On April 19, Bulgaria goes to the polls for the seventh time in five years. If current polling holds, the country will elect a pro-Russian government capable of halting weapons shipments to Ukraine, handing Moscow a second permanent veto inside the EU, and fracturing NATO's Black Sea flank. The question is no longer does Russia interfere in Bulgarian democracy. The question is whether it is about to succeed.

There is a reason this matters beyond Sofia. The country operates Soviet-era artillery manufacturing capacity that remains vital to Ukraine's defense. It secures the alliance's vulnerable Black Sea flank against ongoing Russian naval posturing. And it wields a decisive veto in the European Council. What happens in Sofia on April 19 will reverberate from Brussels to Kyiv and beyond.


Seven Elections, Zero Stability

When the GERB-SDS government fell in December 2025 under the weight of street protests and coalition infighting, it left behind something worse than a political crisis. It left a vacuum. The kind that gets filled by people who have been waiting for exactly this moment.

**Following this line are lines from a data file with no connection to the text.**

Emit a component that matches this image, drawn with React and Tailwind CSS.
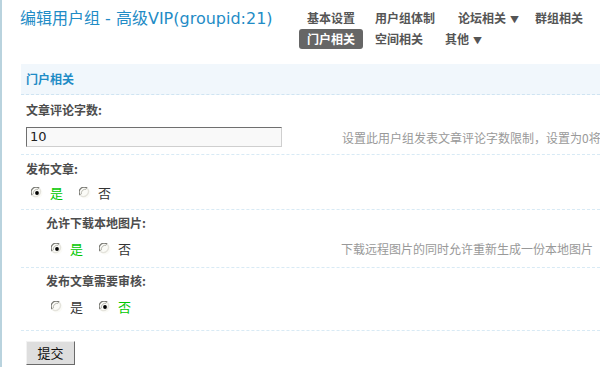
import React from 'react';

const CJK = 'font-["Noto_Sans_CJK_SC","DejaVu_Sans",sans-serif]';

function Radio({ checked }) {
  return (
    <svg width="12" height="12" viewBox="0 0 12 12" className="shrink-0">
      <circle cx="6" cy="6" r="5.5" fill="#fbfbf7" />
      <path d="M1.2 8.2 A5 5 0 0 1 8.2 1.2" fill="none" stroke="#7a7a74" strokeWidth="1.3" />
      <path d="M2.4 7.2 A4 4 0 0 1 7.2 2.4" fill="none" stroke="#b8b8b0" strokeWidth="1" />
      <path d="M8.4 1.4 A5 5 0 0 1 1.4 8.4" fill="none" stroke="#e4e3dc" strokeWidth="1.3" />
      {checked && <circle cx="6" cy="6" r="1.9" fill="#000" />}
    </svg>
  );
}

function YesNo({ yes }) {
  return (
    <div className="flex h-[20px] shrink-0 items-center">
      <Radio checked={yes} />
      <span className={`ml-[7px] text-[13px] ${yes ? 'text-[#00c800]' : 'text-[#333]'}`}>是</span>
      <span className="ml-[16px]"><Radio checked={!yes} /></span>
      <span className={`ml-[7px] text-[13px] ${!yes ? 'text-[#00c800]' : 'text-[#333]'}`}>否</span>
    </div>
  );
}

const navItem = 'h-[20px] px-2 leading-[20px] text-[12px] font-bold text-[#555] whitespace-nowrap';

export default function App() {
  return (
    <div className={`relative h-[367px] w-[600px] overflow-hidden border-l-2 border-[#b9d3de] bg-white ${CJK}`}>
      {/* Header */}
      <div className="flex h-[64px] pl-[18px]">
        <h1 className='mt-[8px] w-[279px] shrink-0 whitespace-nowrap font-["DejaVu_Sans","Noto_Sans_CJK_SC",sans-serif] text-[16px] leading-[22px] text-[#1f8cc6]'>
          编辑用户组 - 高级VIP(groupid:21)
        </h1>
        <div className="mt-[8px] flex w-[300px] flex-col gap-y-[1px]">
          <div className="flex">
            <span className={navItem}>基本设置</span>
            <span className={`${navItem} ml-[4px]`}>用户组体制</span>
            <span className={`${navItem} ml-[7px]`}>论坛相关<span className="ml-[4px] text-[9px]">▼</span></span>
            <span className={navItem}>群组相关</span>
          </div>
          <div className="flex">
            <span className={`${navItem} rounded-[3px] bg-[#666] text-white`}>门户相关</span>
            <span className={`${navItem} ml-[4px]`}>空间相关</span>
            <span className={`${navItem} ml-[6px]`}>其他<span className="ml-[4px] text-[9px]">▼</span></span>
          </div>
        </div>
      </div>

      <div className="pl-[19px]">
        {/* Section bar */}
        <div className="flex h-[31px] items-center border-b border-dashed border-[#cfe4f2] bg-[#f1f7fc] pl-[5px] text-[12px] font-bold text-[#1f8cc6]">
          门户相关
        </div>

        {/* 文章评论字数 */}
        <div className="flex h-[29px] items-center pl-[5px] text-[12px] font-bold text-[#4d4d4d]">文章评论字数:</div>
        <div className="flex h-[31px] items-start border-b border-dashed border-[#d8eaf5] pl-[5px] pt-[3px]">
          <div className="flex h-[20px] w-[256px] shrink-0 items-center border border-t-[#6f6f6f] border-l-[#6f6f6f] border-r-[#cfcfcf] border-b-[#cfcfcf] bg-[#f9f9f9] pl-[3px] font-['DejaVu_Sans',sans-serif] text-[13px] text-[#222]">
            10
          </div>
          <div className="ml-[60px] mt-[2px] whitespace-nowrap text-[12px] text-[#999]">
            设置此用户组发表文章评论字数限制，设置为0将
          </div>
        </div>

        {/* 发布文章 */}
        <div className="flex h-[28px] items-center pl-[5px] text-[12px] font-bold text-[#4d4d4d]">发布文章:</div>
        <div className="h-[27px] border-b border-dashed border-[#d8eaf5] pl-[10px]">
          <YesNo yes />
        </div>

        {/* 允许下载本地图片 */}
        <div className="flex h-[26px] items-center pl-[25px] text-[12px] font-bold text-[#4d4d4d]">允许下载本地图片:</div>
        <div className="flex h-[32px] items-start border-b border-dashed border-[#d8eaf5] pl-[30px] pt-[3px]">
          <YesNo yes />
          <div className="ml-[210px] mt-[1px] whitespace-nowrap text-[12px] text-[#999]">
            下载远程图片的同时允许重新生成一份本地图片
          </div>
        </div>

        {/* 发布文章需要审核 */}
        <div className="flex h-[26px] items-center pl-[25px] text-[12px] font-bold text-[#4d4d4d]">发布文章需要审核:</div>
        <div className="h-[37px] border-b border-dashed border-[#d8eaf5] pl-[30px] pt-[3px]">
          <YesNo yes={false} />
        </div>

        <div className="pl-[5px] pt-[8px]">
          <button className="h-[24px] w-[49px] border border-t-[#f2f2f2] border-l-[#f2f2f2] border-r-[#6a6a6a] border-b-[#6a6a6a] bg-[#dedede] text-[13px] text-[#111]">
            提交
          </button>
        </div>
      </div>
    </div>
  );
}
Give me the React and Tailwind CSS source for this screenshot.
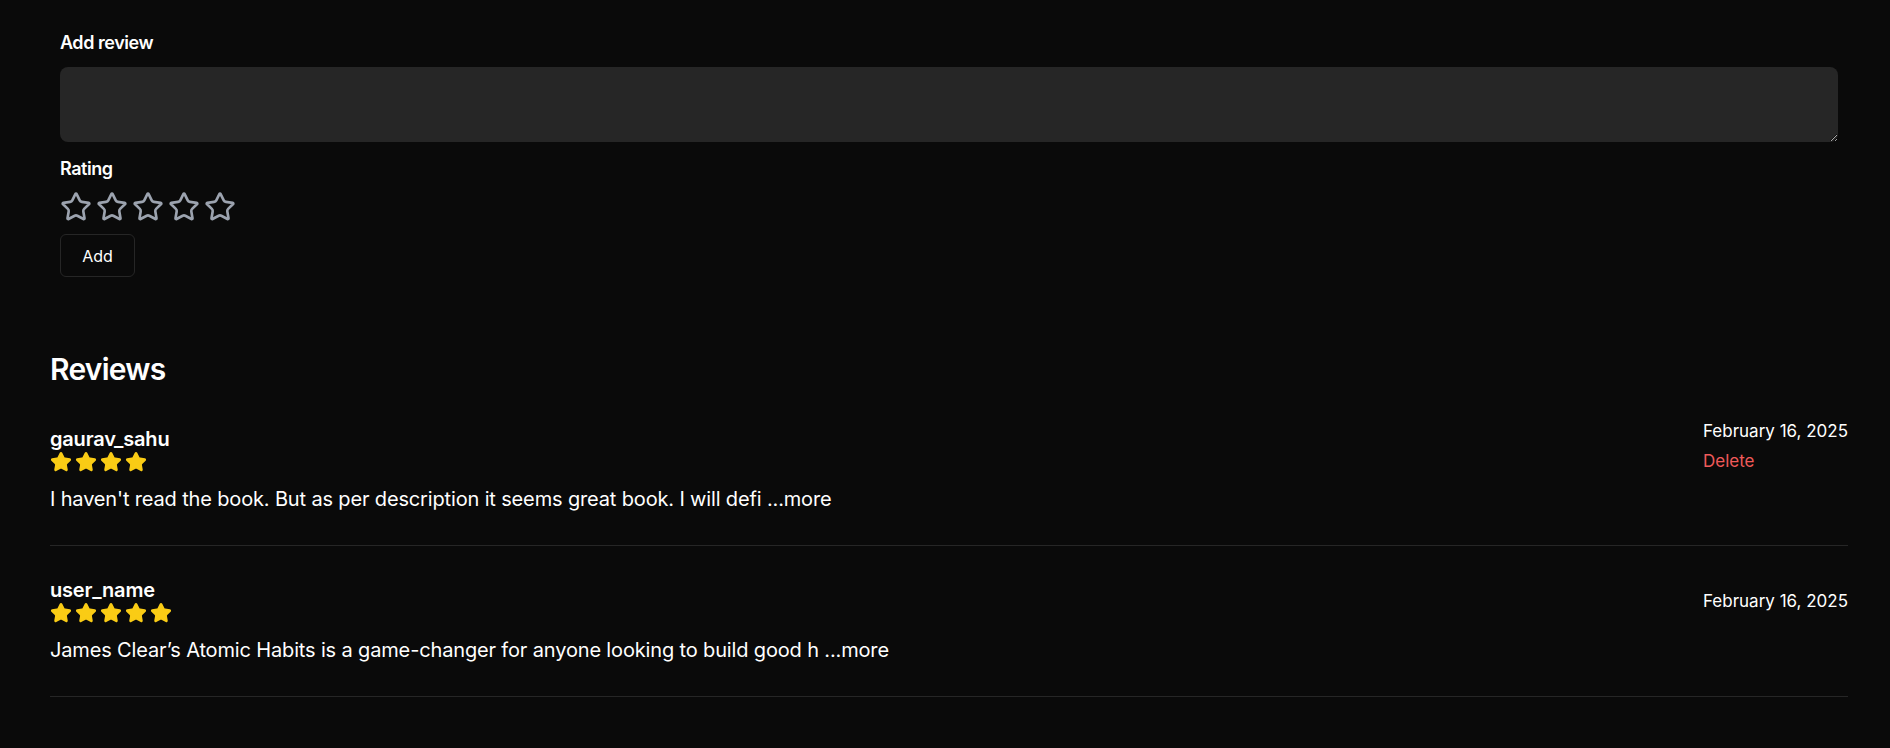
import { Star } from 'lucide-react'

const reviews = [
  {
    id: 1,
    user: 'gaurav_sahu',
    rating: 4,
    date: 'February 16, 2025',
    text: "I haven't read the book. But as per description it seems great book. I will defi",
    own: true,
  },
  {
    id: 2,
    user: 'user_name',
    rating: 5,
    date: 'February 16, 2025',
    text: 'James Clear’s Atomic Habits is a game-changer for anyone looking to build good h',
    own: false,
  },
]

export default function App() {
  return (
    <div className="min-h-screen w-full bg-[#0a0a0a] text-white pl-[50px] pr-[42px] font-['Inter',sans-serif]">
      <div className="mx-[10px] pt-[31px] flex flex-col">
        <label className="text-lg leading-6 font-semibold tracking-tight">Add review</label>
        <textarea className="mt-3 h-[75px] w-full rounded-lg bg-[#262626] px-3 py-2 text-white outline-none" />
        <span className="mt-[15px] text-lg leading-6 font-semibold tracking-tight">Rating</span>
        <div className="mt-[10px] flex gap-1">
          {[1, 2, 3, 4, 5].map((n) => (
            <Star key={n} size={32} strokeWidth={2} className="text-[#9ca3af]" />
          ))}
        </div>
        <button className="mt-[11px] h-[43px] w-[75px] rounded-md border border-[#262626] text-base text-white">
          Add
        </button>
      </div>

      <div className="mt-[74px]">
        <h2 className="text-3xl leading-9 font-semibold tracking-tight">Reviews</h2>
        <div className="flex flex-col">
          {reviews.map((r) => (
            <div key={r.id} className="py-8 border-b border-[#262626]">
              <div className="flex items-center justify-between">
                <div className="flex flex-col self-end">
                  <span className="text-xl leading-6 font-semibold tracking-[-0.2px]">{r.user}</span>
                  <div className="flex gap-[3px]">
                    {Array.from({ length: r.rating }).map((_, i) => (
                      <Star key={i} size={22} className="text-[#facc15] fill-[#facc15]" />
                    ))}
                  </div>
                </div>
                <div className="flex flex-col items-start">
                  <span className="text-[17px] leading-6">{r.date}</span>
                  {r.own && <button className="mt-[6px] text-[17px] leading-6 text-[#f05a5a]">Delete</button>}
                </div>
              </div>
              <p className="mt-3 text-xl leading-7 tracking-[-0.15px]">
                {r.text} <span className="cursor-pointer">...more</span>
              </p>
            </div>
          ))}
        </div>
      </div>
    </div>
  )
}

Five years of revolving governments have ground Eurozone integration to a halt, left judicial reform untouched, and made political predictability a thing Bulgarians no longer expect. The exhaustion is real. People stop paying close attention after the fourth or fifth election. They stop showing up. And when a population disengages from its own democracy, Moscow does not need to break anything. The door is already open.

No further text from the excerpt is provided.